What is asked: Work out how many lines in the listing below include the word "this"; answer with the number alone.

Dataset records:
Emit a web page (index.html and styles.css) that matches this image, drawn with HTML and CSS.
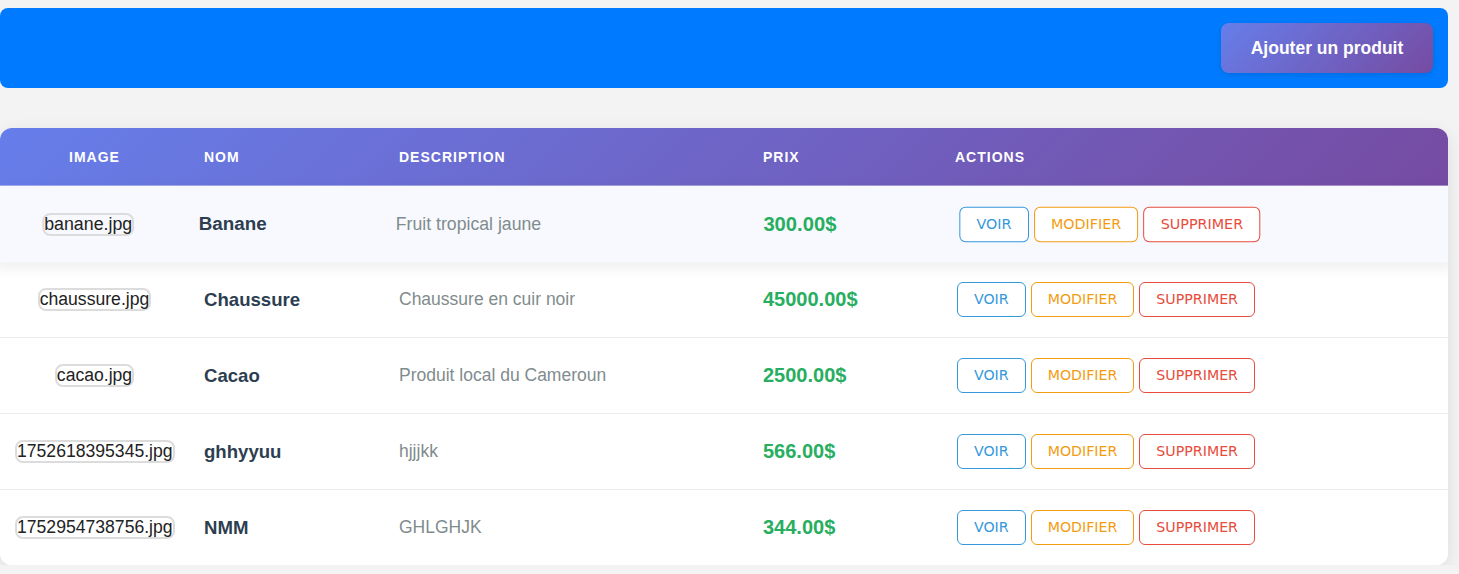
FILE: index.html
```html
<!DOCTYPE html>
<html lang="fr">
<head>
<meta charset="utf-8">
<title>Produits</title>
<link rel="stylesheet" href="styles.css">
</head>
<body>
<div class="page">
  <header class="topbar">
    <button class="add-btn">Ajouter un produit</button>
  </header>

  <section class="table">
    <div class="row head">
      <div class="cell c-img">Image</div>
      <div class="cell">Nom</div>
      <div class="cell">Description</div>
      <div class="cell">Prix</div>
      <div class="cell">Actions</div>
    </div>

    <div class="row item hovered">
      <div class="cell c-img"><span class="alt">banane.jpg</span></div>
      <div class="cell name">Banane</div>
      <div class="cell desc">Fruit tropical jaune</div>
      <div class="cell price">300.00$</div>
      <div class="cell actions"><button class="btn voir">VOIR</button><button class="btn mod">MODIFIER</button><button class="btn sup">SUPPRIMER</button></div>
    </div>

    <div class="row item">
      <div class="cell c-img"><span class="alt">chaussure.jpg</span></div>
      <div class="cell name">Chaussure</div>
      <div class="cell desc">Chaussure en cuir noir</div>
      <div class="cell price">45000.00$</div>
      <div class="cell actions"><button class="btn voir">VOIR</button><button class="btn mod">MODIFIER</button><button class="btn sup">SUPPRIMER</button></div>
    </div>

    <div class="row item">
      <div class="cell c-img"><span class="alt">cacao.jpg</span></div>
      <div class="cell name">Cacao</div>
      <div class="cell desc">Produit local du Cameroun</div>
      <div class="cell price">2500.00$</div>
      <div class="cell actions"><button class="btn voir">VOIR</button><button class="btn mod">MODIFIER</button><button class="btn sup">SUPPRIMER</button></div>
    </div>

    <div class="row item">
      <div class="cell c-img"><span class="alt">1752618395345.jpg</span></div>
      <div class="cell name">ghhyyuu</div>
      <div class="cell desc">hjjjkk</div>
      <div class="cell price">566.00$</div>
      <div class="cell actions"><button class="btn voir">VOIR</button><button class="btn mod">MODIFIER</button><button class="btn sup">SUPPRIMER</button></div>
    </div>

    <div class="row item last">
      <div class="cell c-img"><span class="alt">1752954738756.jpg</span></div>
      <div class="cell name">NMM</div>
      <div class="cell desc">GHLGHJK</div>
      <div class="cell price">344.00$</div>
      <div class="cell actions"><button class="btn voir">VOIR</button><button class="btn mod">MODIFIER</button><button class="btn sup">SUPPRIMER</button></div>
    </div>
  </section>
</div>
</body>
</html>
```

FILE: styles.css
```css
* { box-sizing: border-box; }

html, body {
  margin: 0;
  background: #f3f3f3;
  font-family: "Liberation Sans", Arial, sans-serif;
}

.page {
  padding: 8px 11px 0 0;
}

.topbar {
  height: 80px;
  background: #007bff;
  border-radius: 8px;
  display: flex;
  align-items: center;
  justify-content: flex-end;
  padding: 0 15px;
}

.add-btn {
  height: 50px;
  width: 212px;
  border: none;
  border-radius: 8px;
  background: linear-gradient(135deg, #667eea 0%, #764ba2 100%);
  color: #fff;
  font-family: "Liberation Sans", Arial, sans-serif;
  font-weight: bold;
  font-size: 17.5px;
  box-shadow: 0 2px 6px rgba(0, 0, 0, 0.12);
  padding: 0;
}

.table {
  margin-top: 40px;
  background: #fff;
  border-radius: 12px;
  overflow: hidden;
  box-shadow: 0 5px 18px rgba(0, 0, 0, 0.09);
}

.row {
  display: grid;
  grid-template-columns: 189px 195px 364px 192px 1fr;
  align-items: center;
}

.cell {
  padding: 0 15px;
}

.head {
  height: 58px;
  background: linear-gradient(135deg, #667eea 0%, #764ba2 100%);
  color: #fff;
  font-weight: bold;
  font-size: 14px;
  letter-spacing: 1px;
  text-transform: uppercase;
}

.c-img {
  text-align: center;
}

.item {
  height: 76px;
  background: #fff;
  border-bottom: 1px solid #ececec;
}

.item.last {
  height: 75px;
  border-bottom: none;
}

.item.hovered {
  position: relative;
  z-index: 1;
  background: #f8f9fe;
  transform: scale(1.01);
  box-shadow: 0 5px 15px rgba(0, 0, 0, 0.08);
  border-bottom: none;
}

.alt {
  display: inline-block;
  border: 2px solid #dcdcdc;
  border-radius: 8px;
  font-size: 17.6px;
  line-height: 19px;
  color: #222;
}

.name {
  font-weight: bold;
  font-size: 18.6px;
  color: #2c3e50;
}

.desc {
  font-size: 17.5px;
  color: #7f8c8d;
}

.price {
  font-weight: bold;
  font-size: 20px;
  color: #27ae60;
}

.actions {
  display: flex;
  gap: 5px;
  padding-left: 17px;
}

.btn {
  height: 35px;
  padding: 0 16px;
  background: #fff;
  border: 1px solid;
  border-radius: 6px;
  font-family: "DejaVu Sans", Tahoma, sans-serif;
  font-size: 14.2px;
  line-height: 33px;
}

.voir { color: #3498db; border-color: #3498db; }
.mod  { color: #f39c12; border-color: #f39c12; }
.sup  { color: #e74c3c; border-color: #e74c3c; }
```
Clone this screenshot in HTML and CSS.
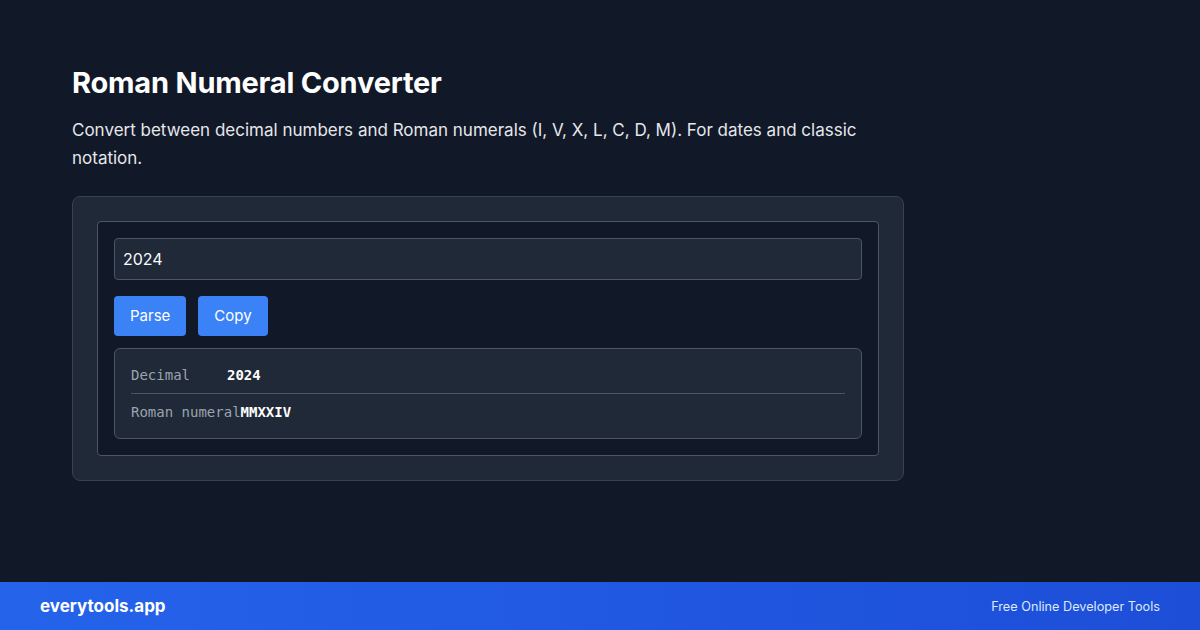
FILE: index.html
```html
<!DOCTYPE html>
<html lang="en">
<head>
<meta charset="utf-8">
<title>Roman Numeral Converter</title>
<link rel="stylesheet" href="styles.css">
</head>
<body>
<div class="page">
  <main class="main">
    <h1 class="title">Roman Numeral Converter</h1>
    <p class="desc">Convert between decimal numbers and Roman numerals (I, V, X, L, C, D, M). For dates and classic notation.</p>
    <section class="card">
      <div class="panel">
        <div class="input">2024</div>
        <div class="actions">
          <button class="btn">Parse</button>
          <button class="btn">Copy</button>
        </div>
        <div class="result">
          <div class="row"><span class="label">Decimal</span><span class="value">2024</span></div>
          <div class="row"><span class="label">Roman numeral</span><span class="value">MMXXIV</span></div>
        </div>
      </div>
    </section>
  </main>
  <footer class="footer">
    <span class="brand">everytools.app</span>
    <span class="tagline">Free Online Developer Tools</span>
  </footer>
</div>
</body>
</html>
```

FILE: styles.css
```css
* { box-sizing: border-box; }
html, body { margin: 0; padding: 0; }
body {
  background: #111827;
  font-family: Inter, "Noto Sans", "Liberation Sans", sans-serif;
  color: #f9fafb;
}
.page {
  width: 1200px;
  height: 630px;
  display: flex;
  flex-direction: column;
}
.main {
  flex: 1;
  padding: 66px 72px 0;
}
.title {
  margin: 0;
  font-size: 29px;
  line-height: 34px;
  font-weight: 700;
  color: #ffffff;
  letter-spacing: -0.2px;
}
.desc {
  margin: 16px 0 0;
  width: 832px;
  font-size: 17px;
  line-height: 28px;
  color: #e5e7eb;
}
.card {
  margin-top: 24px;
  width: 832px;
  background: #1f2937;
  border: 1px solid #374151;
  border-radius: 8px;
  padding: 24px;
}
.panel {
  background: #111827;
  border: 1px solid #4b5563;
  border-radius: 4px;
  padding: 16px;
}
.input {
  height: 42px;
  background: #1f2937;
  border: 1px solid #4b5563;
  border-radius: 4px;
  padding: 10px 8px;
  font-size: 16px;
  line-height: 20px;
  color: #f9fafb;
}
.actions {
  display: flex;
  gap: 12px;
  margin-top: 16px;
}
.btn {
  height: 40px;
  padding: 0 16px;
  background: #3b82f6;
  color: #ffffff;
  border: none;
  border-radius: 4px;
  font-family: Inter, "Noto Sans", sans-serif;
  font-size: 15px;
  line-height: 20px;
}
.result {
  margin-top: 12px;
  background: #1f2937;
  border: 1px solid #4b5563;
  border-radius: 6px;
  padding: 8px 16px;
  font-family: "DejaVu Sans Mono", "Liberation Mono", monospace;
  font-size: 14px;
  line-height: 20px;
}
.row {
  display: flex;
  padding: 8px 0;
}
.row + .row { border-top: 1px solid #4b5563; }
.label {
  min-width: 96px;
  color: #9ca3af;
}
.value {
  color: #ffffff;
  font-weight: 700;
}
.footer {
  height: 48px;
  display: flex;
  align-items: center;
  justify-content: space-between;
  padding: 0 40px;
  background: linear-gradient(90deg, #2563eb, #1d4ed8);
}
.brand {
  font-size: 17px;
  font-weight: 700;
  color: #ffffff;
}
.tagline {
  font-size: 12.7px;
  color: #dbeafe;
}
```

Exercise response: 2